The thing bought and sold was distinguished, the price to be paid was agreed upon. The vendee was to bale the hay and weigh it. The vendor was to draw it to Plymouth to cars to be' furnished by the vendee. The agreement then made proceeded no further. The time and manner of payment of the balance of the purchase price were not discussed. It was not agreed that title should pass. Thereafter the vendees, aided by the vendors, pressed the hay into bales, weighed it, made memorandum of the weights, and placed on each bale a tag showing its weight. The vendors then piled the hay in the field upon a foundation made by them, and, to some extent, covered the top and sides to protect it from the rain. The hay so remained for about two weeks. During this time the vendors requested that they might draw the hay to Salem, instead of to- Plymouth. According to their testimony it was then agreed that, if vendees could get cars at Salem, the hay might be drawn there. According to defendants the vendors were told that it might be difficult to get cars at Salem, and, if in waiting for them the hay was damaged, it would be at the expense of the vendors.

*55“ I told him it was at his risk; that it mustn’t get wet while in the fields; that we could not take wet hay.”

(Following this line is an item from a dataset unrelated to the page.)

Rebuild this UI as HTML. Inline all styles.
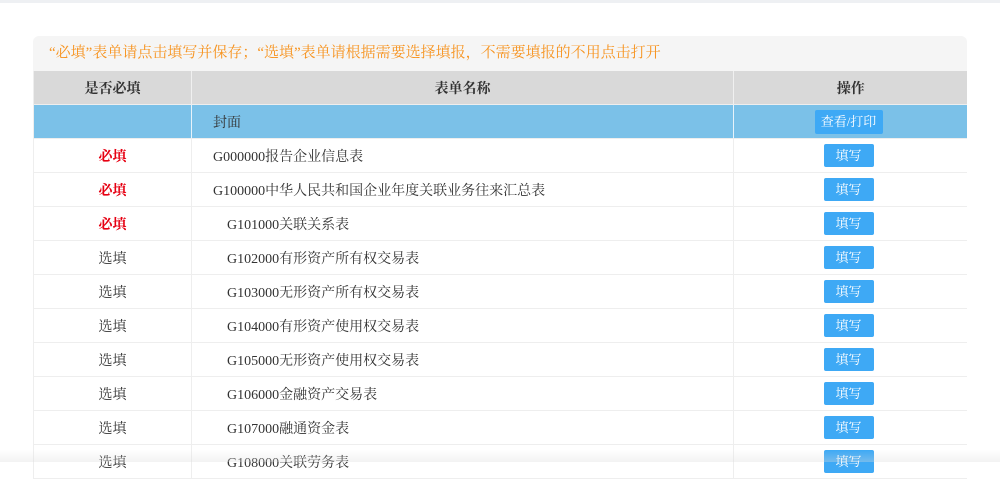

During the two weeks that the hay was piled in the field it rained some. Learning there were cars at Plymouth ordered there by the vendees, the vendors, without notice to the vendees, drew the hay to Plymouth and there put it in a car pointed out by the station agent as one designed for vendees. When the hay was uncovered for the purpose of drawing it, it was found to be wet in places. In drawing it no canvas or other covering was used for the hay, and some of it was wet while on the way to the station. Others were loading hay for the defendants at Plymouth and the hay in question went forward without further inspection by the vendees, being billed out by the railroad agent under instructions from defendants to a commission house in New York City, and, it is asserted, was spoiled, and by its contact in the car with other sound hay damaged it. Defendants had no knowledge that the plaintiffs’ hay had been loaded until Monday succeeding the week of loading.

What was said when plaintiffs applied for pay is in dispute. Defendants claim they said they understood the hay had got wet; that they would make a small advance upon it and give strict account of its sale; that plaintiffs agreed to take the sales account and the returns received for their hay. The responsibility of the vendors as upon an arrangement, if one was made, to care properly for the hay after it was pressed and to properly deliver it, was left to the jury under instructions not here complained about. In such submission the court proceeded'according to the finding of title hereinbefore set out. The sole question is, therefore, whether it can be said as matter of law that title to the hay passed before or at the time the hay was baled. Aip was said by this court in Wilkinson v. Holiday, 33 Mich. 386:

‘ ‘ If one bargains with another for the purchase of property, and that is done in respect to it which the parties agree shall pass the title, nothing more is generally req*56uisite. The question is only one of mutual assent— whether the minds of the parties have met, and by their understanding the purchaser has now become owner. This is the general rule where the case is not within the statute of frauds.”

It is clear that, if the contract was in other respects complete and the intention of the parties otherwise plain, the stipulation that the vendors should draw the baled hay to the cars would not of itself render the contract of sale executory. Terry v. Wheeler, 25 N. Y. 520; Dyer v. Libby, 61 Me. 45; People, for use of Holmes, v. Sheehan, 118 Mich. 539; Whitcomb v. Whitney, 24 Mich. 486, 491; Benjamin on Sales (7th Am. Ed.), § 319, and notes. Such a stipulation is, however, to be taken here with all the other facts and circumstances attending the transaction in determining the intention of the parties. It is true that the plaintiffs delivered the hay without arrangement as to payment of the balance of the purchase price. But defendants say this action was perhaps undertaken for the purpose of selling spoiled hay, and that it does not aid in determining the right of plaintiffs, under the contract actually made, to withhold the hay until payment for it was made. In the case at bar the identification and setting apart of the hay, the pressing done at the expense of the vendees, support inferences of an understanding that the hay belonged, at least after baling, to the purchasers. So the testimony of defendant that in reply to the request that the hay might be delivered at Salem instead of at Plymouth he told plaintiff that such course would be attended by delay and that it “ was at his risk,” and the fact that it was defendants, and not plaintiffs, who by providing cars could fix the time for loading the hay, may be said to support the inference that the title to the hay had passed.

On the other hand, it is claimed that defendants purchased hay in many places and that the delay in baling and in actual delivery is, by inference, not at their risk. And in Wilkinson v. Holiday, supra, it is said:

*57“ Moreover, no credit appears to have been agreed upon, and the legal inference is, where that is the case, that payment was to be made before the purchaser was to be at liberty to remove the property.”

See, also, Foster v. Mining Co., 68 Mich. 197. It was for the jury, and not the court, to draw the necessary inferences and to determine the principal fact.

The judgment is reversed, and a new trial granted.

Blair, Montgomery, Hooker, and Moore, JJ., concurred.